Repeat the material exactly from its first line to the line that includes "Ellipsis, Plus, X". Skip pictures.

▬▬▬

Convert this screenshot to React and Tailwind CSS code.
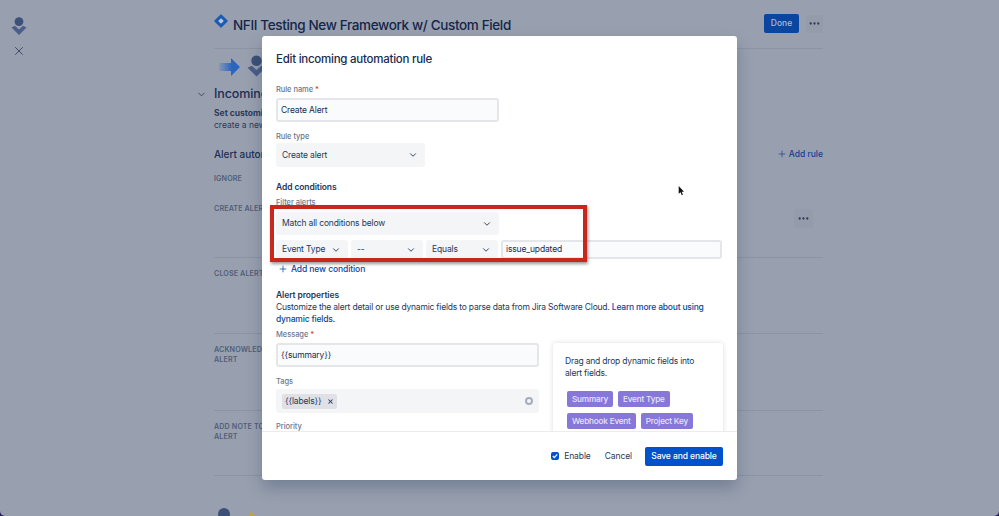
import { ChevronDown, Ellipsis, Plus, X } from "lucide-react";

const Logo = ({ className }) => (
  <svg viewBox="0 0 16 19" className={className}>
    <circle cx="8" cy="4.6" r="4.4" fill="#3d5178" />
    <path d="M0.5 10.5 L4 8.8 L8 12.5 L12 8.8 L15.5 10.5 L8 18 Z" fill="#4a5e87" />
  </svg>
);

function Select({ label, width, height = "h-[23px]" }) {
  return (
    <div className={`${width} ${height} shrink-0 bg-[#f4f5f7] rounded-[3px] flex items-center justify-between pl-[6px] pr-[7px] text-[8.5px] tracking-[-0.15px] whitespace-nowrap text-[#253858]`}>
      <span>{label}</span>
      <ChevronDown size={10} strokeWidth={2.2} />
    </div>
  );
}

function Label({ children, required, className = "" }) {
  return (
    <div className={`text-[7.5px] leading-[11px] font-medium tracking-[-0.05px] text-[#6b778c] ${className}`}>
      {children}
      {required && <span className="text-[#de350b]"> *</span>}
    </div>
  );
}

function TextBox({ value, className = "" }) {
  return (
    <div className={`bg-[#fafbfc] border-2 border-[#e4e6ea] rounded-[3px] flex items-center pl-[3px] text-[8.5px] tracking-[-0.15px] text-[#172b4d] ${className}`}>
      {value}
    </div>
  );
}

function Field({ children }) {
  return (
    <span className="h-[16px] px-[5px] bg-[#8777d9] rounded-[2px] text-[8.2px] tracking-[-0.2px] leading-[16px] font-medium text-[#e8e5f8]">
      {children}
    </span>
  );
}

function RuleRow({ label, height, more }) {
  return (
    <div className={`${height} mt-[6px] first:mt-[3px] pt-[5px] relative border-b border-[#8b93a4] text-[7.2px] leading-[9.5px] font-semibold tracking-[0.1px] text-[#525e78]`}>
      <div className="w-[72px]">{label}</div>
      {more && (
        <div className="absolute right-[10px] top-[10px] w-[19px] h-[19px] bg-[#949cab] rounded-[3px] flex items-center justify-center text-[#2c3a58]">
          <Ellipsis size={13} strokeWidth={2.2} />
        </div>
      )}
    </div>
  );
}

function Background() {
  return (
    <div className="flex h-full">
      <div className="w-[214px] shrink-0 relative pl-[11px] pt-[17px]">
        <Logo className="w-[16px] h-[19px]" />
        <X size={14} strokeWidth={1.4} className="mt-[8px] ml-[1px] text-[#2c3a58]" />
        <ChevronDown size={11} strokeWidth={1.8} className="absolute right-[7px] top-[89px] text-[#2c3a58]" />
      </div>
      <div className="w-[609px] shrink-0">
        <div className="h-[49px] border-b border-[#8b93a4] flex items-start justify-between pt-[14px]">
          <div className="flex items-start">
            <div className="w-[10px] h-[10px] mt-[2px] ml-[2px] rotate-45 bg-[#1a5bb5] rounded-[1px] flex items-center justify-center">
              <div className="w-[4px] h-[4px] bg-[#b9c6dc]" />
            </div>
            <div className="ml-[7px] text-[13.5px] tracking-[-0.36px] leading-[22px] font-medium text-[#14264a]">NFII Testing New Framework w/ Custom Field</div>
          </div>
          <div className="flex items-center gap-[7px]">
            <div className="w-[35px] h-[19px] bg-[#0a45a0] rounded-[2px] text-[8.5px] leading-[19px] text-center font-medium text-[#a9bddd]">Done</div>
            <div className="w-[17px] h-[18px] bg-[#949cab] rounded-[3px] flex items-center justify-center text-[#2c3a58]">
              <Ellipsis size={13} strokeWidth={2.2} />
            </div>
          </div>
        </div>
        <div className="flex items-center h-[23px] mt-[6px] ml-[5px]">
          <svg viewBox="0 0 22 18" className="w-[22px] h-[18px]">
            <defs>
              <linearGradient id="arrow">
                <stop offset="0" stopColor="#2a66c0" stopOpacity="0.15" />
                <stop offset="0.6" stopColor="#2a66c0" />
              </linearGradient>
            </defs>
            <path d="M0 5 H12 V0 L21 9 L12 18 V13 H0 Z" fill="url(#arrow)" />
          </svg>
          <Logo className="w-[19px] h-[23px] ml-[6px]" />
        </div>
        <div className="mt-[6px] text-[12.5px] tracking-[-0.1px] leading-[20px] font-medium text-[#1c2e52]">Incoming rules</div>
        <div className="mt-[3px] text-[8.5px] leading-[12px] text-[#2c3a58]">
          <div className="font-bold">Set customized rules</div>
          <div>create a new alert</div>
        </div>
        <div className="mt-[15px] flex items-center justify-between h-[16px]">
          <div className="text-[10px] font-medium text-[#1c2e52]">Alert automation</div>
          <div className="flex items-center gap-[2px] text-[8.5px] font-medium text-[#123f8f]">
            <Plus size={10} strokeWidth={1.6} />
            Add rule
          </div>
        </div>
        <div className="mt-[11px] h-[23px] pt-[1px] text-[7.2px] leading-[9.5px] font-semibold tracking-[0.1px] text-[#525e78]">IGNORE</div>
        <div>
          <RuleRow label="CREATE ALERT" height="h-[59px]" more />
          <RuleRow label="CLOSE ALERT" height="h-[70px]" />
          <RuleRow label="ACKNOWLEDGE ALERT" height="h-[71px]" />
          <RuleRow label="ADD NOTE TO ALERT" height="h-[59px]" />
        </div>
        <div className="flex items-start mt-[32px] ml-[4px] gap-[20px]">
          <div className="w-[12px] h-[12px] rounded-full bg-[#3d5178]" />
          <div className="w-[5px] h-[6px] bg-[#c5a23c] [clip-path:polygon(0_0,100%_60%,100%_100%,0_100%)] mt-[4px]" />
        </div>
      </div>
    </div>
  );
}

function Modal() {
  return (
    <div className="absolute left-[262px] top-[36px] w-[475px] h-[444px] bg-white rounded-[3px] shadow-[0_8px_16px_rgba(9,30,66,0.25)] flex flex-col">
      <div className="h-[395px] overflow-hidden px-[14px] pt-[15px]">
        <h1 className="text-[11.5px] tracking-[-0.25px] leading-[17px] font-medium text-[#172b4d]">Edit incoming automation rule</h1>
        <Label required className="mt-[16px]">Rule name</Label>
        <TextBox value="Create Alert" className="mt-[3px] w-[223px] h-[24px]" />
        <Label className="mt-[9px]">Rule type</Label>
        <div className="mt-[1px]"><Select label="Create alert" width="w-[149px]" height="h-[24px]" /></div>
        <div className="mt-[14px] text-[8.5px] leading-[12px] font-semibold tracking-[-0.1px] text-[#253858]">Add conditions</div>
        <Label className="mt-[4px]">Filter alerts</Label>
        <div className="mt-[4px]"><Select label="Match all conditions below" width="w-[223px]" /></div>
        <div className="mt-[5px] flex gap-[3px]">
          <Select label="Event Type" width="w-[72px]" height="h-[19px]" />
          <Select label="--" width="w-[72px]" height="h-[19px]" />
          <Select label="Equals" width="w-[72px]" height="h-[19px]" />
          <TextBox value="issue_updated" className="w-[221px] h-[19px]" />
        </div>
        <div className="mt-[4px] ml-[2px] flex items-center gap-[3px] text-[8.5px] tracking-[-0.1px] leading-[12px] font-medium text-[#0747a6]">
          <Plus size={10} strokeWidth={1.8} />
          Add new condition
        </div>
        <div className="mt-[14px] text-[8.5px] leading-[12px] font-semibold tracking-[-0.1px] text-[#253858]">Alert properties</div>
        <p className="text-[8.5px] tracking-[-0.2px] leading-[12px] text-[#253858] w-[440px]">
          Customize the alert detail or use dynamic fields to parse data from Jira Software Cloud. <span className="text-[#0747a6] font-medium">Learn more about using dynamic fields.</span>
        </p>
        <div className="mt-[4px] flex items-start gap-[14px]">
          <div className="w-[263px] shrink-0">
            <Label required>Message</Label>
            <TextBox value="{{summary}}" className="mt-[3px] h-[24px]" />
            <Label className="mt-[9px]">Tags</Label>
            <div className="mt-[2px] h-[24px] bg-[#f4f5f7] rounded-[3px] flex items-center justify-between pl-[6px] pr-[6px]">
              <div className="h-[15px] pl-[3px] pr-[3px] bg-[#dfe1e6] rounded-[2px] flex items-center gap-[5px] text-[8.5px] tracking-[-0.15px] text-[#253858]">
                {"{{labels}}"}
                <X size={7} strokeWidth={3.5} />
              </div>
              <div className="w-[8px] h-[8px] rounded-full border-[2px] border-[#a5adba]" />
            </div>
            <Label className="mt-[8px]">Priority</Label>
          </div>
          <div className="w-[170px] h-[120px] mt-[14px] shrink-0 bg-white rounded-[3px] shadow-[0_0_5px_rgba(9,30,66,0.15)] px-[12px] pt-[12px]">
            <p className="text-[8.5px] tracking-[-0.2px] leading-[12px] text-[#253858]">Drag and drop dynamic fields into alert fields.</p>
            <div className="mt-[12px] ml-[2px] flex flex-wrap gap-x-[5px] gap-y-[6px] w-[150px]">
              <Field>Summary</Field>
              <Field>Event Type</Field>
              <Field>Webhook Event</Field>
              <Field>Project Key</Field>
            </div>
          </div>
        </div>
      </div>
      <div className="h-[49px] border-t border-[#ebecf0] flex items-center justify-end pr-[14px] text-[8.5px] tracking-[-0.1px] text-[#253858]">
        <div className="w-[8px] h-[8px] bg-[#0052cc] rounded-[2px] flex items-center justify-center">
          <svg viewBox="0 0 8 8" className="w-[8px] h-[8px]">
            <path d="M1.8 4 L3.4 5.6 L6.2 2.4" fill="none" stroke="white" strokeWidth="1.2" />
          </svg>
        </div>
        <span className="ml-[5px]">Enable</span>
        <span className="ml-[14px]">Cancel</span>
        <div className="ml-[13px] w-[78px] h-[19px] bg-[#0052cc] rounded-[2px] text-white font-medium text-center leading-[19px]">Save and enable</div>
      </div>
      {/* annotation drawn on top of the screenshot */}
      <div className="absolute left-[8px] top-[169px] w-[317px] h-[57px] border-[4px] border-[#c8271c] shadow-[1px_2px_3px_rgba(0,0,0,0.4)]" />
      <svg viewBox="0 0 10 14" className="absolute left-[416px] top-[150px] w-[7px] h-[10px]">
        <path d="M1 0 V11 L3.6 8.8 L5.4 13 L7 12.3 L5.3 8.2 H8.6 Z" fill="#111" />
      </svg>
    </div>
  );
}

export default function App() {
  return (
    <div className="w-[999px] h-[516px] bg-[#241c5c]">
      <div className="relative w-full h-full overflow-hidden rounded-b-[5px] bg-[#98a0af] font-['Inter',sans-serif]">
        <Background />
        <Modal />
      </div>
    </div>
  );
}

▬▬▬

▸ **In response**:
Convert this screenshot to React and Tailwind CSS code.
import { ChevronDown, Ellipsis, Plus, X } from "lucide-react";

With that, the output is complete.